In the data below, locate the line containing "Recreate this image" and the line containing "const selectedRow = 11;", then retype both and everything between them exactly. Pictures are not part of the copy.

>> BEGIN ENTRIES SUPPLIED

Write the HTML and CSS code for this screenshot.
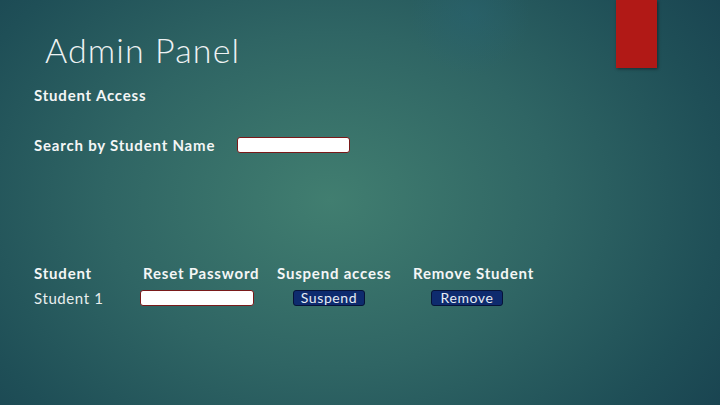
FILE: index.html
```html
<!DOCTYPE html>
<html>
<head>
<meta charset="utf-8">
<link rel="stylesheet" href="styles.css">
</head>
<body>
<div class="slide">
  <div class="tab"></div>
  <h1 class="title">Admin Panel</h1>
  <div class="label section">Student Access</div>
  <div class="search">
    <span class="label">Search by Student Name</span>
    <span class="field search-field"></span>
  </div>
  <div class="table">
    <div class="label th">Student</div>
    <div class="label th th2">Reset Password</div>
    <div class="label th">Suspend access</div>
    <div class="label th">Remove Student</div>
    <div class="td name">Student 1</div>
    <div class="td"><span class="field pw-field"></span></div>
    <div class="td"><span class="btn suspend">Suspend</span></div>
    <div class="td"><span class="btn remove">Remove</span></div>
  </div>
</div>
</body>
</html>
```
FILE: styles.css
```css
html, body {
  margin: 0;
  padding: 0;
}
body {
  width: 720px;
  height: 405px;
  overflow: hidden;
  font-family: "Lato", "Open Sans", sans-serif;
  color: #f2f5f5;
}
.slide {
  position: relative;
  width: 720px;
  height: 405px;
  box-sizing: border-box;
  padding: 30px 0 0 34px;
  background:
    radial-gradient(circle at 470px 15px, rgba(40,100,115,0.45) 0, rgba(40,100,115,0) 60px),
    radial-gradient(ellipse 560px 420px at 330px 200px, #417e70 0%, #2f6564 40%, #1f4f57 70%, #143a4b 100%);
  display: flex;
  flex-direction: column;
}
.tab {
  position: absolute;
  left: 616px;
  top: 0;
  width: 41px;
  height: 68px;
  background: #b11916;
  box-shadow: 1px 1px 3px rgba(0,0,0,0.45);
}
.title {
  margin: 0 0 0 11px;
  font-weight: 300;
  font-size: 34px;
  line-height: 40px;
  color: #eef2f3;
  letter-spacing: 1.1px;
}
.label {
  font-weight: 700;
  font-size: 15px;
  letter-spacing: 0.8px;
  color: #f4f6f6;
  white-space: nowrap;
}
.section {
  margin-top: 16px;
  line-height: 18px;
}
.search {
  margin-top: 32px;
  display: flex;
  align-items: center;
  gap: 22px;
  height: 18px;
}
.field {
  display: block;
  background: #ffffff;
  border: 1px solid #7a1a1a;
  border-radius: 3px;
  box-sizing: border-box;
  height: 16px;
}
.search-field {
  width: 113px;
}
.table {
  margin-top: 110px;
  display: grid;
  grid-template-columns: 106px 137px 136px 150px;
  grid-template-rows: 18px 18px;
  row-gap: 7px;
  align-items: center;
}
.th2 {
  padding-left: 3px;
}
.td {
  display: flex;
  align-items: center;
}
.name {
  font-size: 15px;
  font-weight: 400;
  letter-spacing: 0.6px;
  color: #e8eeee;
}
.pw-field {
  width: 114px;
}
.btn {
  display: block;
  box-sizing: border-box;
  width: 72px;
  height: 16px;
  background: #0e2b6e;
  border: 1px solid #061338;
  border-radius: 3px;
  color: #e6ecf4;
  font-size: 14px;
  letter-spacing: 0.6px;
  line-height: 14px;
  text-align: center;
}
.suspend {
  margin-left: 16px;
}
.remove {
  margin-left: 18px;
}
```
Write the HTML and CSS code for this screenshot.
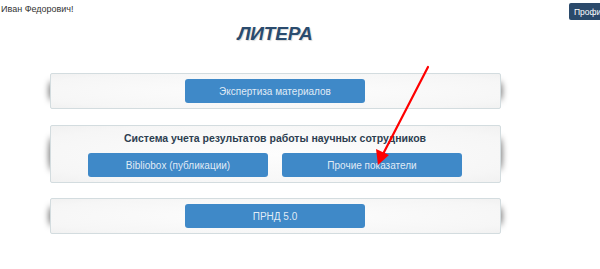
FILE: index.html
```html
<!DOCTYPE html>
<html lang="ru">
<head>
<meta charset="utf-8">
<link rel="stylesheet" href="styles.css">
</head>
<body>
<div class="topbar">
  <span class="greet">Иван Федорович!</span>
  <button class="profile">Профиль</button>
</div>
<main class="wrap">
  <h1 class="title">ЛИТЕРА</h1>
  <section class="panel">
    <div class="row"><a class="btn">Экспертиза материалов</a></div>
  </section>
  <section class="panel panel-tall">
    <h2 class="heading">Система учета результатов работы научных сотрудников</h2>
    <div class="row"><a class="btn">Bibliobox (публикации)</a><a class="btn">Прочие показатели</a></div>
  </section>
  <section class="panel">
    <div class="row"><a class="btn">ПРНД 5.0</a></div>
  </section>
</main>
<svg class="arrow" width="600" height="269" viewBox="0 0 600 269">
  <line x1="428" y1="67" x2="381" y2="158" stroke="#f00" stroke-width="2.2" stroke-linecap="round"/>
  <path d="M378 165 L376 149 L389 155 Z" fill="#f00"/>
</svg>
</body>
</html>
```
FILE: styles.css
```css
html, body { margin: 0; padding: 0; }
body {
  width: 600px; height: 269px; overflow: hidden; background: #fff;
  font-family: "Liberation Sans", Arial, sans-serif; position: relative;
}
.topbar { display: flex; justify-content: space-between; align-items: flex-start; height: 0; }
.greet { font-size: 9px; color: #333; margin: 4px 0 0 1px; }
.profile {
  margin: 3px -22px 0 0; background: #2b4a6b; color: #fff; border: 0; border-radius: 2px;
  font: 8.5px "Liberation Sans", Arial, sans-serif; padding: 4px 5px; height: 17px; width: 53px; text-align: left;
}
.wrap { width: 550px; display: flex; flex-direction: column; align-items: center; padding-top: 22px; }
.title {
  margin: 0 0 27px; font-size: 19px; font-weight: bold; font-style: italic; color: #2a4b6e;
  line-height: 24px; text-shadow: 1px 1px 1px rgba(0,0,0,0.15); letter-spacing: -0.2px;
}
.panel {
  position: relative; width: 451px; box-sizing: border-box; height: 36px; margin-bottom: 16px;
  border: 1px solid #d3dcdf; border-radius: 2px;
  background: radial-gradient(ellipse at center, #fdfdfd 0%, #f6f6f6 80%, #f1f1f1 100%);
  padding-top: 5px;
}
.panel::before, .panel::after {
  content: ""; position: absolute; top: 20%; bottom: 20%; width: 6px; z-index: -1;
  background: rgba(0,0,0,0.6); filter: blur(3px); border-radius: 50%;
}
.panel::before { left: -2px; }
.panel::after { right: -2px; }
.panel-tall { height: 58px; padding-top: 5px; margin-bottom: 15px; }
.heading { margin: 0 0 8px; text-align: center; font-size: 10.5px; font-weight: bold; color: #2d3e50; line-height: 14px; }
.row { display: flex; justify-content: center; gap: 14px; }
.btn {
  display: flex; align-items: center; justify-content: center; width: 180px; height: 24px;
  background: #3f89c8; border-radius: 3px; color: rgba(255,255,255,0.85); font-size: 10px;
}
.arrow { position: absolute; left: 0; top: 0; pointer-events: none; }
```
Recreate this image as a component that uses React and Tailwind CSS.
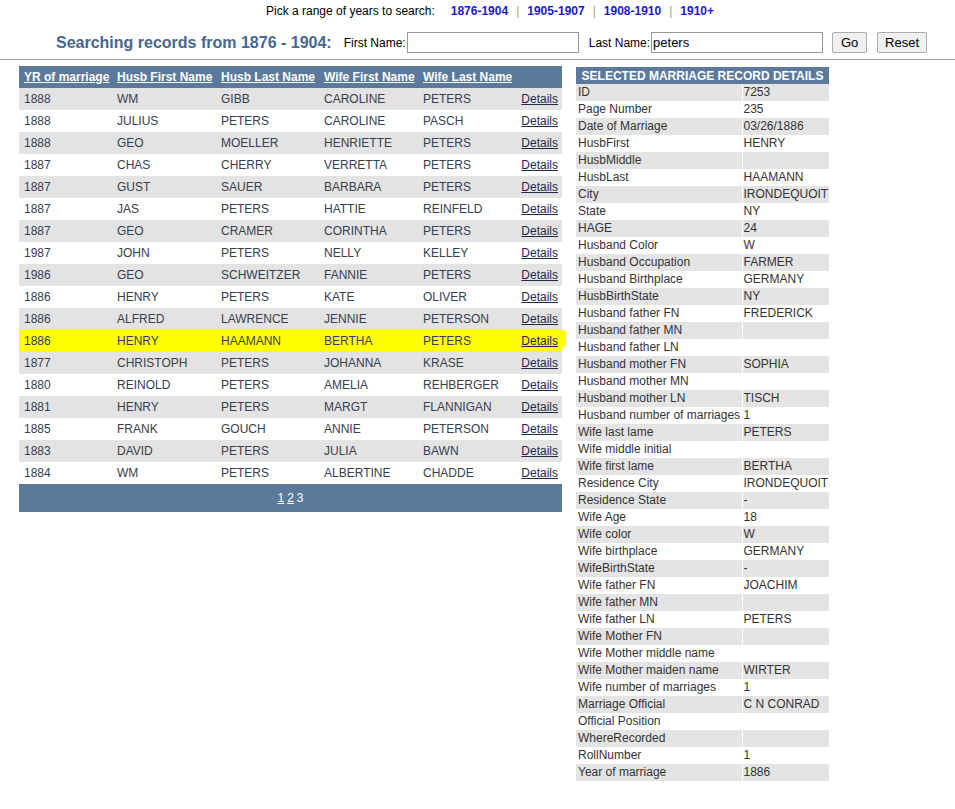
import React from 'react';

const rows = [
    ['1888', 'WM', 'GIBB', 'CAROLINE', 'PETERS'],
    ['1888', 'JULIUS', 'PETERS', 'CAROLINE', 'PASCH'],
    ['1888', 'GEO', 'MOELLER', 'HENRIETTE', 'PETERS'],
    ['1887', 'CHAS', 'CHERRY', 'VERRETTA', 'PETERS'],
    ['1887', 'GUST', 'SAUER', 'BARBARA', 'PETERS'],
    ['1887', 'JAS', 'PETERS', 'HATTIE', 'REINFELD'],
    ['1887', 'GEO', 'CRAMER', 'CORINTHA', 'PETERS'],
    ['1987', 'JOHN', 'PETERS', 'NELLY', 'KELLEY'],
    ['1986', 'GEO', 'SCHWEITZER', 'FANNIE', 'PETERS'],
    ['1886', 'HENRY', 'PETERS', 'KATE', 'OLIVER'],
    ['1886', 'ALFRED', 'LAWRENCE', 'JENNIE', 'PETERSON'],
    ['1886', 'HENRY', 'HAAMANN', 'BERTHA', 'PETERS'],
    ['1877', 'CHRISTOPH', 'PETERS', 'JOHANNA', 'KRASE'],
    ['1880', 'REINOLD', 'PETERS', 'AMELIA', 'REHBERGER'],
    ['1881', 'HENRY', 'PETERS', 'MARGT', 'FLANNIGAN'],
    ['1885', 'FRANK', 'GOUCH', 'ANNIE', 'PETERSON'],
    ['1883', 'DAVID', 'PETERS', 'JULIA', 'BAWN'],
    ['1884', 'WM', 'PETERS', 'ALBERTINE', 'CHADDE'],
];

const selectedRow = 11;

const details = [
    ['ID', '7253'],
    ['Page Number', '235'],
    ['Date of Marriage', '03/26/1886'],
    ['HusbFirst', 'HENRY'],
    ['HusbMiddle', ''],
    ['HusbLast', 'HAAMANN'],
    ['City', 'IRONDEQUOIT'],
    ['State', 'NY'],
    ['HAGE', '24'],
    ['Husband Color', 'W'],
    ['Husband Occupation', 'FARMER'],
    ['Husband Birthplace', 'GERMANY'],
    ['HusbBirthState', 'NY'],
    ['Husband father FN', 'FREDERICK'],
    ['Husband father MN', ''],
    ['Husband father LN', ''],
    ['Husband mother FN', 'SOPHIA'],
    ['Husband mother MN', ''],
    ['Husband mother LN', 'TISCH'],
    ['Husband number of marriages', '1'],
    ['Wife last lame', 'PETERS'],
    ['Wife middle initial', ''],
    ['Wife first lame', 'BERTHA'],
    ['Residence City', 'IRONDEQUOIT'],
    ['Residence State', '-'],
    ['Wife Age', '18'],
    ['Wife color', 'W'],
    ['Wife birthplace', 'GERMANY'],
    ['WifeBirthState', '-'],
    ['Wife father FN', 'JOACHIM'],
    ['Wife father MN', ''],
    ['Wife father LN', 'PETERS'],
    ['Wife Mother FN', ''],
    ['Wife Mother middle name', ''],
    ['Wife Mother maiden name', 'WIRTER'],
    ['Wife number of marriages', '1'],
    ['Marriage Official', 'C N CONRAD'],
    ['Official Position', ''],
    ['WhereRecorded', ''],
    ['RollNumber', '1'],
    ['Year of marriage', '1886'],
];

const headers = ['YR of marriage', 'Husb First Name', 'Husb Last Name', 'Wife First Name', 'Wife Last Name'];
const pads = ['pl-[5px]', 'pl-[4px]', 'pl-[4px]', 'pl-[4px]', 'pl-[4px]'];

const Sep = () => <span className="px-[8px] text-[#a39b78]">|</span>;

export default function App() {
    return (
        <div className="min-h-screen bg-white text-[12px] text-black pt-[3px]" style={{ fontFamily: '"Liberation Sans", Arial, sans-serif' }}>

            {/* ── Year ranges ── */}
            <div className="pl-[266px] leading-[16px] whitespace-nowrap">
                <span className="mr-[16px]">Pick a range of years to search:</span>
                <a href="#" className="font-bold text-[#1a1acc]">1876-1904</a>
                <Sep />
                <a href="#" className="font-bold text-[#1a1acc]">1905-1907</a>
                <Sep />
                <a href="#" className="font-bold text-[#1a1acc]">1908-1910</a>
                <Sep />
                <a href="#" className="font-bold text-[#1a1acc]">1910+</a>
            </div>

            {/* ── Search form ── */}
            <div className="mt-[13px] h-[21px] flex items-center pl-[56px] whitespace-nowrap">
                <span className="text-[16px] font-bold text-[#46678f]">Searching records from 1876 - 1904:</span>
                <span className="ml-[12px] mr-[1px]">First Name:</span>
                <input className="w-[172px] h-[21px] border border-[#999] px-[2px] text-[13px] outline-none" defaultValue="" />
                <span className="ml-[10px] mr-[1px]">Last Name:</span>
                <input className="w-[172px] h-[21px] border border-[#999] px-[1px] text-[13px] outline-none" defaultValue="peters" />
                <button className="ml-[9px] w-[35px] h-[21px] border border-[#adadad] bg-[#f0f0f0] rounded-[2px] text-[13px]">Go</button>
                <button className="ml-[10px] w-[50px] h-[21px] border border-[#adadad] bg-[#f0f0f0] rounded-[2px] text-[13px]">Reset</button>
            </div>

            <div className="mt-[6px] border-t border-[#a0a0a0]" />

            {/* ── Results + details ── */}
            <div className="mt-[6px] flex items-start pl-[19px]">
                <div className="w-[543px] relative">
                    <table className="w-[543px] table-fixed text-[#36404e]">
                        <colgroup>
                            <col className="w-[94px]" />
                            <col className="w-[104px]" />
                            <col className="w-[103px]" />
                            <col className="w-[99px]" />
                            <col className="w-[98px]" />
                            <col className="w-[45px]" />
                        </colgroup>
                        <thead>
                            <tr className="h-[22px] bg-[#5b7a9b]">
                                {headers.map((h, i) => (
                                    <th key={h} className={`${pads[i]} text-left font-bold text-white p-0 whitespace-nowrap`}>
                                        <a href="#" className="underline">{h}</a>
                                    </th>
                                ))}
                                <th />
                            </tr>
                        </thead>
                        <tbody>
                            {rows.map((r, i) => {
                                const bg = i === selectedRow ? 'bg-[#ffff00]' : i % 2 === 0 ? 'bg-[#e3e3e3]' : 'bg-white';
                                return (
                                    <tr key={i} className={`h-[22px] ${bg}`}>
                                        {r.map((c, j) => (
                                            <td key={j} className={`${pads[j]} p-0 whitespace-nowrap`}>{c}</td>
                                        ))}
                                        <td className="text-right pr-[4px]">
                                            <a href="#" className="underline text-[#1c2a45]">Details</a>
                                        </td>
                                    </tr>
                                );
                            })}
                        </tbody>
                    </table>
                    {/* highlighter mark running past the table edge */}
                    <div className="absolute top-[264px] left-[543px] w-[4px] h-[17px] bg-[#ffff00] rounded-r-[3px]" />
                    <div className="h-[28px] bg-[#5b7a9b] flex items-center justify-center text-white pb-[1px]">
                        <a href="#" className="underline">1</a>
                        <span className="w-[3px]" />
                        <a href="#" className="underline">2</a>
                        <span className="w-[3px]" />
                        <span>3</span>
                    </div>
                </div>

                <table className="ml-[14px] mt-[1px] w-[253px] table-fixed text-[#333]">
                    <colgroup>
                        <col className="w-[166px]" />
                        <col className="w-[87px]" />
                    </colgroup>
                    <thead>
                        <tr className="h-[17px] bg-[#5b7a9b]">
                            <th colSpan={2} className="text-center font-bold text-white p-0 leading-[16px] whitespace-nowrap">SELECTED MARRIAGE RECORD DETAILS</th>
                        </tr>
                    </thead>
                    <tbody>
                        {details.map(([k, v], i) => (
                            <tr key={k} className={`h-[17px] ${i % 2 === 0 ? 'bg-[#e4e4e4]' : 'bg-white'}`}>
                                <td className="pl-[2px] p-0 leading-[17px] whitespace-nowrap">{k}</td>
                                <td className="pl-[1px] p-0 leading-[17px] border-l border-white whitespace-nowrap">{v}</td>
                            </tr>
                        ))}
                    </tbody>
                </table>
            </div>
        </div>
    );
}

>> END ENTRIES SUPPLIED

§ FINAL ANSWER:
Recreate this image as a component that uses React and Tailwind CSS.
import React from 'react';

const rows = [
    ['1888', 'WM', 'GIBB', 'CAROLINE', 'PETERS'],
    ['1888', 'JULIUS', 'PETERS', 'CAROLINE', 'PASCH'],
    ['1888', 'GEO', 'MOELLER', 'HENRIETTE', 'PETERS'],
    ['1887', 'CHAS', 'CHERRY', 'VERRETTA', 'PETERS'],
    ['1887', 'GUST', 'SAUER', 'BARBARA', 'PETERS'],
    ['1887', 'JAS', 'PETERS', 'HATTIE', 'REINFELD'],
    ['1887', 'GEO', 'CRAMER', 'CORINTHA', 'PETERS'],
    ['1987', 'JOHN', 'PETERS', 'NELLY', 'KELLEY'],
    ['1986', 'GEO', 'SCHWEITZER', 'FANNIE', 'PETERS'],
    ['1886', 'HENRY', 'PETERS', 'KATE', 'OLIVER'],
    ['1886', 'ALFRED', 'LAWRENCE', 'JENNIE', 'PETERSON'],
    ['1886', 'HENRY', 'HAAMANN', 'BERTHA', 'PETERS'],
    ['1877', 'CHRISTOPH', 'PETERS', 'JOHANNA', 'KRASE'],
    ['1880', 'REINOLD', 'PETERS', 'AMELIA', 'REHBERGER'],
    ['1881', 'HENRY', 'PETERS', 'MARGT', 'FLANNIGAN'],
    ['1885', 'FRANK', 'GOUCH', 'ANNIE', 'PETERSON'],
    ['1883', 'DAVID', 'PETERS', 'JULIA', 'BAWN'],
    ['1884', 'WM', 'PETERS', 'ALBERTINE', 'CHADDE'],
];

const selectedRow = 11;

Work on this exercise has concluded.